[Pages as source code]
►
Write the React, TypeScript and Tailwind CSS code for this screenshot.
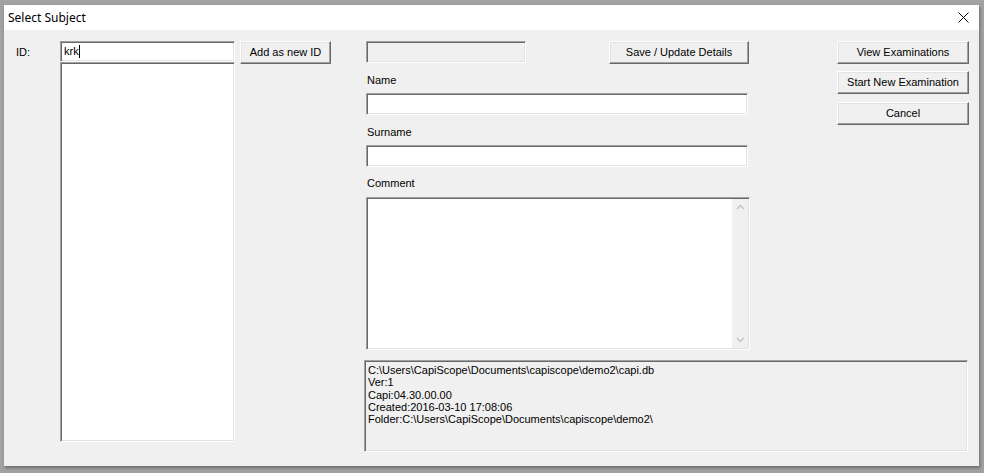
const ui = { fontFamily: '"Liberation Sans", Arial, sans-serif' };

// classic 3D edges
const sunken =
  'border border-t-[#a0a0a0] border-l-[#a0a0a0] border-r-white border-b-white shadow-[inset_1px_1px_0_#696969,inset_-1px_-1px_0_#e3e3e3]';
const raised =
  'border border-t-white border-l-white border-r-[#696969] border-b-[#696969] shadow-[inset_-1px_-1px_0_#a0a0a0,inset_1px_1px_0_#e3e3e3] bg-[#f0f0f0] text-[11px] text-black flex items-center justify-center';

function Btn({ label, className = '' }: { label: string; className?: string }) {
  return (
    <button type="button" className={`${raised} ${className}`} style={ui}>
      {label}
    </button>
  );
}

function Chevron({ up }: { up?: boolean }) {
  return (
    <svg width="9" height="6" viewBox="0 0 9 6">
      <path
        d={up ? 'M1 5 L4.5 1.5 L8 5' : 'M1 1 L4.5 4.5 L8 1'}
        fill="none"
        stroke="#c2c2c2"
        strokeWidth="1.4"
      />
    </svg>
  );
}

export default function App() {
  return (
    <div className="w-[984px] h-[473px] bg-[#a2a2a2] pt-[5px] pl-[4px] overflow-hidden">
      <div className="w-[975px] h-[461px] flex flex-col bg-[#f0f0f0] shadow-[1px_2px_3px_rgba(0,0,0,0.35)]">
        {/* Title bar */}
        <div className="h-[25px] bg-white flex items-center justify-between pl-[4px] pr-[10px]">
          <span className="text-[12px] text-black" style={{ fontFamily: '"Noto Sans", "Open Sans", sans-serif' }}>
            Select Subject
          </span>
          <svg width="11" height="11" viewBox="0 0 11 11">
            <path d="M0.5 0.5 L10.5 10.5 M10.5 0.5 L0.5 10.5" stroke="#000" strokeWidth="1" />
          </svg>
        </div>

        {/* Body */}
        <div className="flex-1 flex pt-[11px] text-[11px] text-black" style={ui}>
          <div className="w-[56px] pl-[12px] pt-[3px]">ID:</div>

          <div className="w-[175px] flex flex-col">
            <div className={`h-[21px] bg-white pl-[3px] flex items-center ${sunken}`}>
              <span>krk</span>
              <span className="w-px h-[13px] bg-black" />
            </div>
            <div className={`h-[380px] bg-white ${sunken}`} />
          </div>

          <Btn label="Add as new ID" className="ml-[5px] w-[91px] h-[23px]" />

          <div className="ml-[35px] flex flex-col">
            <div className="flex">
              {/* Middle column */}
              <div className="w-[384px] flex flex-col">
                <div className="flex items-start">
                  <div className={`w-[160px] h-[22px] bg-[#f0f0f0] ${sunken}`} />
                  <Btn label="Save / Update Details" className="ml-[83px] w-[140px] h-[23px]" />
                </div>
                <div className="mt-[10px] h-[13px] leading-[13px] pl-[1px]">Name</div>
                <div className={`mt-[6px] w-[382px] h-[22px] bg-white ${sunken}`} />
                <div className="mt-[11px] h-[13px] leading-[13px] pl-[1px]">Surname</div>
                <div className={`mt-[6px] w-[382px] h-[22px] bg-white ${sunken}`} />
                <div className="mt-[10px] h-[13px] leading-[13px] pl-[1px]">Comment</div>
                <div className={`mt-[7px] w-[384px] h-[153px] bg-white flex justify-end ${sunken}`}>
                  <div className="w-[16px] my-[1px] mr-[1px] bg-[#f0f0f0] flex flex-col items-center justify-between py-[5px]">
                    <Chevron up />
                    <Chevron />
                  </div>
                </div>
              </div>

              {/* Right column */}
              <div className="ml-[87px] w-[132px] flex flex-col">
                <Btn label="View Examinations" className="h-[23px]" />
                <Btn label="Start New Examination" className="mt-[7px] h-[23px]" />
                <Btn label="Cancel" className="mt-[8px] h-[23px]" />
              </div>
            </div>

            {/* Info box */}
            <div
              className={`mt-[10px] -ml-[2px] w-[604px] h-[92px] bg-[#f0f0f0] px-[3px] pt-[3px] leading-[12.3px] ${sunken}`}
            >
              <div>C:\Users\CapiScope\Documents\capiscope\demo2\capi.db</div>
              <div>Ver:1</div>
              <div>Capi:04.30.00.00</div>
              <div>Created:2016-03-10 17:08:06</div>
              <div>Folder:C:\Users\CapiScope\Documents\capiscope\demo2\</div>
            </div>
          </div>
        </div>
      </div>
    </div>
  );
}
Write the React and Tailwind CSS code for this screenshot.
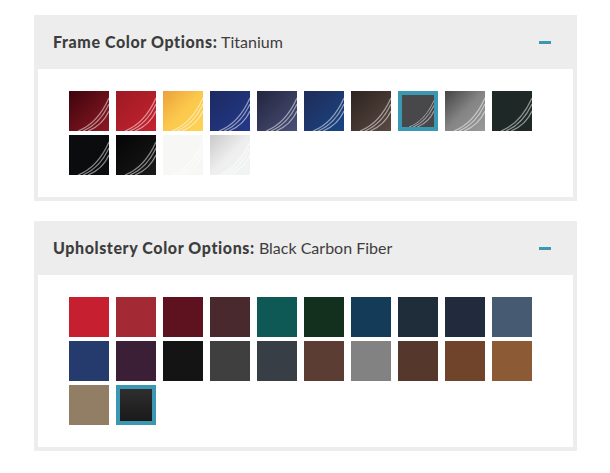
◄
■ **The problem**
From the listing above, copy every line that holds the string "screenshot".

■ **Result for this task**
Write the React, TypeScript and Tailwind CSS code for this screenshot.
Write the React and Tailwind CSS code for this screenshot.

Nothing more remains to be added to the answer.